Any problems, LMK...
You should add that!
So, you could build something to show all sets you own, ordered by 'order added to your collection' descending to see those you'd added recently.
The 'Collections' table that holds who owns and wants what currently contains 5.9 million records. Each row consists of 4 integers and 2 bits (total 18). If I were to add a datetime field to record the date items were added it would increase the row length by 8, almost a 50% increase, which is obviously undesirable on such a large table, for a feature that would receive relelatively little use.
Maybe I can do something in the ACM table, though...
HTH, a bit...
I'll add it to the to-do list :)
Some extensions I would like to see (I know I've mentioned some in private, but I thought it might be handy to have this list, and to let others comment and/or expand on these ideas):
1. Querying against a Bricklist
2. Querying against elements, parts, colors
3. Subordinate clauses
4. "Not"
5. The ability to rearrange clauses when editing a query
A few sample uses:
Everything in list L that I don't already own
All sets containing both element e1 and e2
All sets in theme t containing part design p, ordered by quantity of p, decreasing
All sets that aren't drawn from theme t, that provide parts of color c, ordered by quantity of said parts, decreasing
Keep up the awesome work!
All sets that are not duplo, containing parts introduced since 2011 (excluding minifigs and minifig accessories)

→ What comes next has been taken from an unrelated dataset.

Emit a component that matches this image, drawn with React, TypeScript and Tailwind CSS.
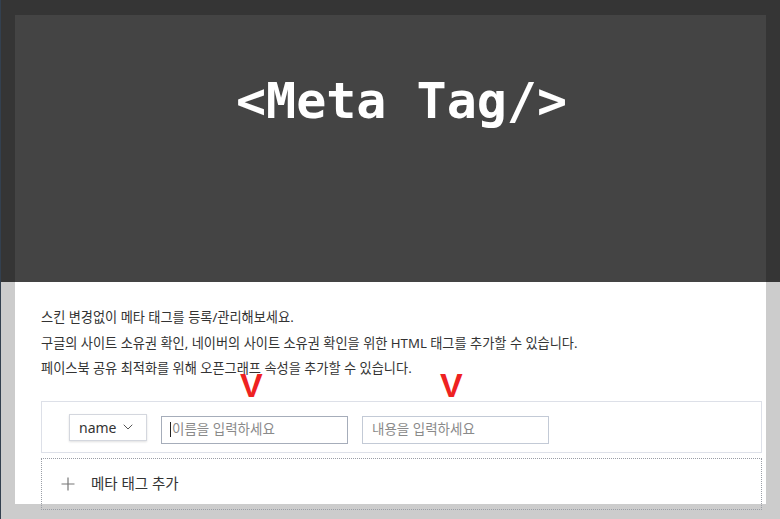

(If colors were organized into groups, as is done on Basebrick, and you could query against part design groups as well, then you could also ask...)
All sets containing pearlescent slopes, ordered by quantity of those parts, decreasing
Having queries that yield lists of parts rather than lists of sets would also be greatly useful.
If the Ø designations were actual numerical attributes of parts, rather than ad hoc text that sometimes uses nn.nn and other times nn,nn notation, then one could query against those as well.
Then we could discover things like:
All parts of Ønn.nn in color c
If you wanted to modify that superset, you then have only to edit one query, and all the dependent ones automatically inherit the modification. Voila! The power of abstraction!